La Cour de justice des Communautés européennes a été saisie d'une demande de décision à titre préjudiciel par ordonnance de la Court of Appeal (Civil Division) (England and Wales), rendue le 23 novembre 2005, dans l'affaire 1) The International Transport Workers' Federation 2) The Finnish Seamen's Union contre 1) Viking Line ABP 2) OU Viking Line Eesti, et qui est parvenue au greffe de la Cour le 6 décembre 2005.
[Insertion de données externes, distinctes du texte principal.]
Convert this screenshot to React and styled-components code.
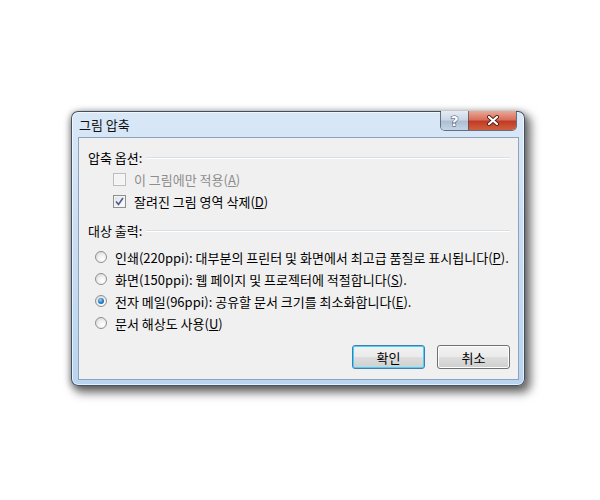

La Court of Appeal (Civil Division) (England and Wales) demande à la Cour de justice de statuer sur les questions suivantes:

Champ d'application des dispositions relatives à la libre circulation

1)    Lorsqu'un syndicat ou une association de syndicats mène une action collective à l'encontre d'une entreprise privée afin d'obliger cette dernière à conclure une convention collective de travail avec un syndicat établi dans un État membre particulier, ce qui a pour effet de rendre inutile pour cette entreprise le changement de pavillon d'un navire au profit de celui d'un autre État membre, cette action échappe-t-elle au champ d'application de l'article 43 CE et/ou du règlement nº 4055/86 1, en raison de la politique sociale communautaire comprenant entre autres le Titre XI du traité CE et, en particulier, par analogie au raisonnement de la Cour dans l'arrêt du 21 septembre 1999, Albany (Rec. p. I-5751, points 52 à 64)?

Effet direct horizontal

2)    L'article 43 CE et/ou le règlement nº 4055/86 ont-ils un effet direct horizontal de manière à conférer des droits à une entreprise privée susceptibles d'être opposés à une autre partie privée et, en particulier, à un syndicat ou à une association de syndicats en ce qui concerne une action collective menée par ce syndicat ou cette association de syndicats?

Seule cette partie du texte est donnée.